The lessons to be learned for all men here are straightforward.

First- NEVER make your woman your only and most important priority. Every woman worth having likes to say that she wants to be the sole focus of a man's life- but the moment she actually becomes that focus, she immediately begins to resent him. (Chicks are irrational and touchy-feely. Deal with it.)

Second- never let yourself become lax in your self-discipline, your morals, or your belief in yourself. When things get bad, the man without self-discipline or morality is lost with nowhere to run and nothing to hold on to- but the stoic, hardened man who knows how to keep himself strong will be able to re-centre himself quickly and effectively.

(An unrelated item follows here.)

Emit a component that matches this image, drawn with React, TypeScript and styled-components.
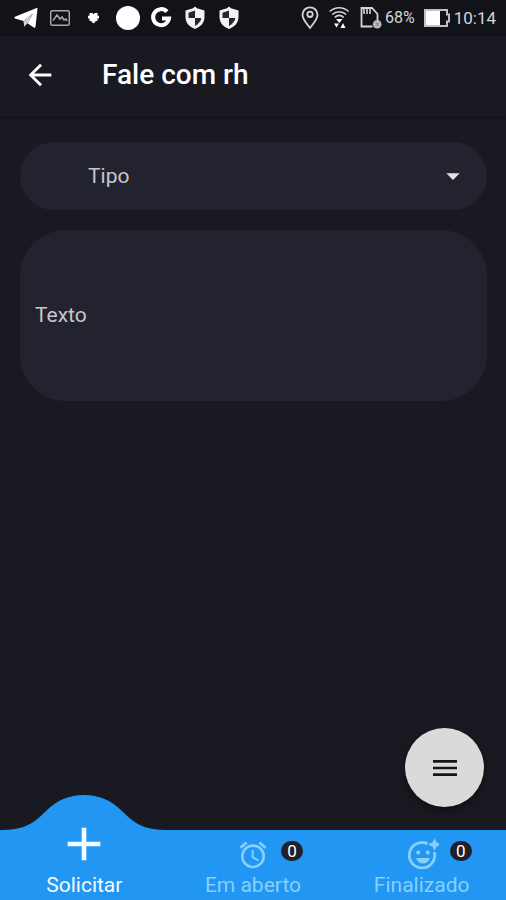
import React, { useState } from "react";
import styled, { createGlobalStyle } from "styled-components";
import { MdAdd, MdAlarm, MdArrowBack, MdArrowDropDown, MdMenu } from "react-icons/md";

const colors = {
  page: "#191922",
  status: "#121219",
  field: "#23232f",
  hint: "#c6c6cc",
  blue: "#2196f3",
  idle: "#86d0fb",
  active: "#f4fbff",
  fab: "#dadada",
};

const GlobalStyle = createGlobalStyle`
  *, *::before, *::after { box-sizing: border-box; }
  body { margin: 0; background: ${colors.page}; font-family: Roboto, "Liberation Sans", sans-serif; }
  button, select, textarea { font: inherit; border: 0; margin: 0; }
`;

const Screen = styled.div`
  min-height: 100vh;
  display: flex;
  flex-direction: column;
  background: ${colors.page};
`;

const StatusBar = styled.div`
  height: 36px;
  padding: 0 10px 0 14px;
  display: flex;
  align-items: center;
  justify-content: space-between;
  background: ${colors.status};
  color: #fff;
`;

const Notifications = styled.div`
  display: flex;
  align-items: center;
  gap: 10px;

  > svg { display: block; width: 24px; height: 24px; }
`;

const SystemInfo = styled.div`
  display: flex;
  align-items: center;
  color: #d4d4d8;
  font-size: 16px;
  line-height: 20px;

  > svg { display: block; flex: none; }
`;

const Percent = styled.span`
  margin: 0 9px 0 3px;
`;

const Clock = styled.time`
  margin-left: 4px;
  font-size: 17px;
`;

const PinSlot = styled.svg`
  margin-right: 8px;
`;

const WifiSlot = styled.svg`
  margin-right: 9px;
`;

const Header = styled.header`
  height: 80px;
  padding: 0 20px 2px;
  display: flex;
  align-items: center;
  gap: 42px;
  background: ${colors.page};
  box-shadow: 0 2px 5px rgba(0, 0, 0, 0.3);
`;

const BackButton = styled.button`
  width: 40px;
  height: 40px;
  padding: 0;
  display: grid;
  place-items: center;
  background: none;
  color: #fff;
  font-size: 34px;
`;

const Title = styled.h1`
  margin: 0;
  color: #fff;
  font-size: 28px;
  font-weight: 500;
  line-height: 36px;
`;

const Form = styled.form`
  flex: 1;
  padding: 26px 19px 24px 20px;
  display: flex;
  flex-direction: column;
  gap: 20px;
`;

const SelectField = styled.div`
  display: grid;
  align-items: center;
  color: #e2e2e4;

  > select, > svg { grid-area: 1 / 1; }
  > svg { justify-self: end; margin-right: 18px; pointer-events: none; }
`;

const Select = styled.select`
  width: 100%;
  height: 68px;
  padding: 0 60px 0 68px;
  appearance: none;
  border-radius: 34px;
  background: ${colors.field};
  color: ${colors.hint};
  font-size: 21px;
`;

const TextArea = styled.textarea`
  width: 100%;
  height: 171px;
  padding: 72px 15px 12px;
  resize: none;
  border-radius: 46px;
  background: ${colors.field};
  color: ${colors.hint};
  font-size: 21px;
  line-height: 26px;

  &::placeholder { color: ${colors.hint}; opacity: 1; }
`;

const Fab = styled.button`
  align-self: flex-end;
  width: 79px;
  height: 79px;
  margin: 0 22px 23px 0;
  padding: 0;
  display: grid;
  place-items: center;
  border-radius: 50%;
  background: ${colors.fab};
  color: #151518;
  font-size: 32px;
  box-shadow: 0 3px 7px rgba(0, 0, 0, 0.5);
`;

const TabBar = styled.nav`
  display: grid;
  grid-template-columns: repeat(3, 1fr);
  height: 70px;
  background: ${colors.blue};
`;

const Tab = styled.button<{ $active: boolean }>`
  position: relative;
  padding: 0 0 3px;
  display: flex;
  flex-direction: column;
  align-items: center;
  justify-content: flex-end;
  background: none;
  color: ${({ $active }) => ($active ? colors.active : colors.idle)};
  font-size: 21px;
  line-height: 24px;
`;

const Hump = styled.svg`
  position: absolute;
  left: 50%;
  bottom: 100%;
  width: 168px;
  height: 36px;
  margin: 0 0 -1px -84px;
  display: block;
`;

const TabIcon = styled.span<{ $large?: boolean }>`
  position: relative;
  display: grid;
  place-items: center;
  width: 56px;
  height: ${({ $large }) => ($large ? 56 : 34)}px;
  margin-top: ${({ $large }) => ($large ? -14 : 0)}px;
  font-size: ${({ $large }) => ($large ? 56 : 32)}px;
  margin-bottom: 1px;
`;

const Badge = styled.span`
  position: absolute;
  left: 56px;
  top: 3px;
  width: 22px;
  height: 20px;
  border-radius: 10px;
  background: #20202c;
  color: #fff;
  font-size: 17px;
  line-height: 20px;
  text-align: center;
`;

const TelegramIcon = () => (
  <svg viewBox="0 0 24 24" fill="#fff">
    <path d="M23.500 2.500 21.500 20.500c-.2 1.400-1.200 1.500-2.200.8L13.500 17.300 19 7.500 9.500 15 1 12.500C0 12.200 0 11.200 1 10.800L22 2.300c1-.4 1.600-.3 1.500.2Z" />
    <path d="M9.500 15 19 7.500 13.500 17.300 10.200 20.800Z" fill="#d0d0d4" />
  </svg>
);

const PictureIcon = () => (
  <svg viewBox="0 0 24 24" fill="none" stroke="#a9a9ad" strokeWidth="1.500">
    <rect x="2.700" y="4.700" width="18.600" height="14.600" rx="1.600" />
    <path d="M5 14.500 9 9l3 4 2-2 2 3 2-1 1 2" />
  </svg>
);

const PuzzleIcon = () => (
  <svg viewBox="0 0 24 24" fill="#fff">
    <path d="M7.500 7h3l1 1.500L12.500 7h3v2.800H17v2.700h-1.500v2.500h-1.500L11.500 17.500 9 15H7.500v-2.500H6V9.800h1.500Z" />
  </svg>
);

const DiscIcon = () => (
  <svg viewBox="0 0 24 24">
    <circle cx="12" cy="12" r="12" fill="#fff" />
  </svg>
);

const GIcon = () => (
  <svg viewBox="0 0 24 24" fill="none" stroke="#fff" strokeWidth="4">
    <path d="M17 5.700A8 8 0 1 0 19 12.500h-7" />
  </svg>
);

const ShieldIcon = () => (
  <svg viewBox="0 0 24 24">
    <path d="M11 .5 13 2.200 20.500 4.500V11c0 5.800-3.800 9.900-9.500 12C5.300 20.900 1.500 16.800 1.500 11V4.500L9 2.200Z" fill="#f2f2f2" />
    <path d="M11 4.500V12H4.500V6.700ZM11 12h6.300c-.5 3.500-2.900 6.200-6.300 7.900Z" fill="#26262e" />
  </svg>
);

const PinIcon = () => (
  <PinSlot width="20" height="24" viewBox="0 0 20 24" fill="none" stroke="currentColor" strokeWidth="1.800">
    <path d="M9 22C5.800 17.800 1.500 13.400 1.500 8.800a7.500 7.500 0 0 1 15 0C16.500 13.400 12.200 17.800 9 22Z" />
    <circle cx="9" cy="8.300" r="2.700" />
  </PinSlot>
);

const WifiIcon = () => (
  <WifiSlot width="22" height="24" viewBox="0 0 22 24" fill="none" stroke="currentColor" strokeWidth="1.600">
    <path d="M.7 5.500C6.200.5 14.200.5 19.700 5.500M3.200 8.500C7.200 4.800 13.200 4.800 17.200 8.500M5.700 11.300c2.700-2.400 6.300-2.400 9 0" />
    <path d="M7 13h6.500l-3.200 4ZM5 17.500h5l-2.500 4ZM14 17l2.500 5h-5Z" fill="#fff" stroke="none" />
  </WifiSlot>
);

const SimIcon = () => (
  <svg width="22" height="24" viewBox="0 0 22 24" fill="none" stroke="currentColor" strokeWidth="1.800">
    <path d="M12.500 20.500H1.500V2h10.500l5.500 6v6" />
    <path d="M4 2v6M7 2v6M10 2v6" strokeWidth="1.600" />
    <circle cx="17.200" cy="18.200" r="4.300" fill="#b9b9be" stroke="none" />
    <path d="m15.500 16.500 3.400 3.400m0-3.400-3.400 3.400" stroke="#7c7c84" strokeWidth="1" />
  </svg>
);

const BatteryIcon = () => (
  <svg width="26" height="18" viewBox="0 0 26 18">
    <path d="M1 1h22v4.500h2v7h-2V17H1Z" fill="none" stroke="#c0c0c5" strokeWidth="2" />
    <path d="M2 2H16v14H2Z" fill="#fff" />
  </svg>
);

const ReactionIcon = () => (
  <svg width="34" height="34" viewBox="0 0 34 34" fill="none" stroke="currentColor" strokeWidth="2.800">
    <path d="M22.500 5.800A12.700 12.700 0 1 0 29.300 14" />
    <path d="M11 20h14c-1 3.500-3.600 5.500-7 5.500s-6-2-7-5.500Z" fill="currentColor" stroke="none" />
    <circle cx="13.300" cy="14.500" r="2.100" fill="currentColor" stroke="none" />
    <circle cx="22.700" cy="14.500" r="2.100" fill="currentColor" stroke="none" />
    <path d="m29.500 2 1.500 3 3 1.500-3 1.500-1.500 3-1.500-3-3-1.500 3-1.500Z" fill="currentColor" strokeWidth="1.600" />
  </svg>
);

const tabs = [
  { label: "Solicitar", icon: <MdAdd /> },
  { label: "Em aberto", icon: <MdAlarm />, count: 0 },
  { label: "Finalizado", icon: <ReactionIcon />, count: 0 },
];

export default function App() {
  const [active, setActive] = useState(0);
  const [text, setText] = useState("");

  return (
    <Screen>
      <GlobalStyle />
      <StatusBar>
        <Notifications>
          <TelegramIcon />
          <PictureIcon />
          <PuzzleIcon />
          <DiscIcon />
          <GIcon />
          <ShieldIcon />
          <ShieldIcon />
        </Notifications>
        <SystemInfo>
          <PinIcon />
          <WifiIcon />
          <SimIcon />
          <Percent>68%</Percent>
          <BatteryIcon />
          <Clock>10:14</Clock>
        </SystemInfo>
      </StatusBar>
      <Header>
        <BackButton type="button" aria-label="Voltar">
          <MdArrowBack />
        </BackButton>
        <Title>Fale com rh</Title>
      </Header>
      <Form>
        <SelectField>
          <Select aria-label="Tipo" defaultValue="">
            <option value="">Tipo</option>
          </Select>
          <MdArrowDropDown size={32} />
        </SelectField>
        <TextArea
          aria-label="Texto"
          placeholder="Texto"
          value={text}
          onChange={(e) => setText(e.target.value)}
        />
      </Form>
      <Fab type="button" aria-label="Menu">
        <MdMenu />
      </Fab>
      <TabBar>
        {tabs.map((tab, index) => (
          <Tab key={tab.label} type="button" $active={index === active} onClick={() => setActive(index)}>
            {index === active && (
              <Hump viewBox="0 0 168 36" aria-hidden="true">
                <path d="M0 36V35C22 35 32 30 45 17C57 5 69 0 84 0C99 0 111 5 123 17C136 30 146 35 168 35V36Z" fill={colors.blue} />
              </Hump>
            )}
            <TabIcon $large={index === active}>
              {tab.icon}
              {tab.count !== undefined && <Badge>{tab.count}</Badge>}
            </TabIcon>
            {tab.label}
          </Tab>
        ))}
      </TabBar>
    </Screen>
  );
}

Third- never make promises you cannot keep. This isn't just a simple moral imperative, it is also basic common sense. (Which, as the old saying goes, is always anything but common.) If you like female drama from Hell, then by all means be a dumbass and lie about yourself and make extravagant promises. But if, like me, you prefer to avoid such things and live a relatively free and quiet life, then think with your big head instead of your little one, and keep your intentions simple and straightforward.

And fourth- remember that no woman is ever worth giving up your freedom and your dignity. You will get knocked by the women that get past any defensive layers you have built up and get to you deep inside. The pain of those knockdowns can be extraordinary- imagine taking a shinbone in the liver at full power, repeatedly, for a few days straight, and you'll get an idea of how bad it can be. But that kind of pain passes and wears off, and eventually, a man can become resilient to it if he works on himself hard enough.

If you're going to go for a foreign woman, then bringing an Eastern European specimen back to the West is probably not the best of ideas. Moving "over there", acclimating and acculturating, and becoming something of a "local", and then getting hitched to a sweet, gentle, kind, beautiful example of femininity, is a much better bet.

But, no matter what, never stop improving yourself as a man. The price for slacking off or, worse, never starting in the first place, is severe.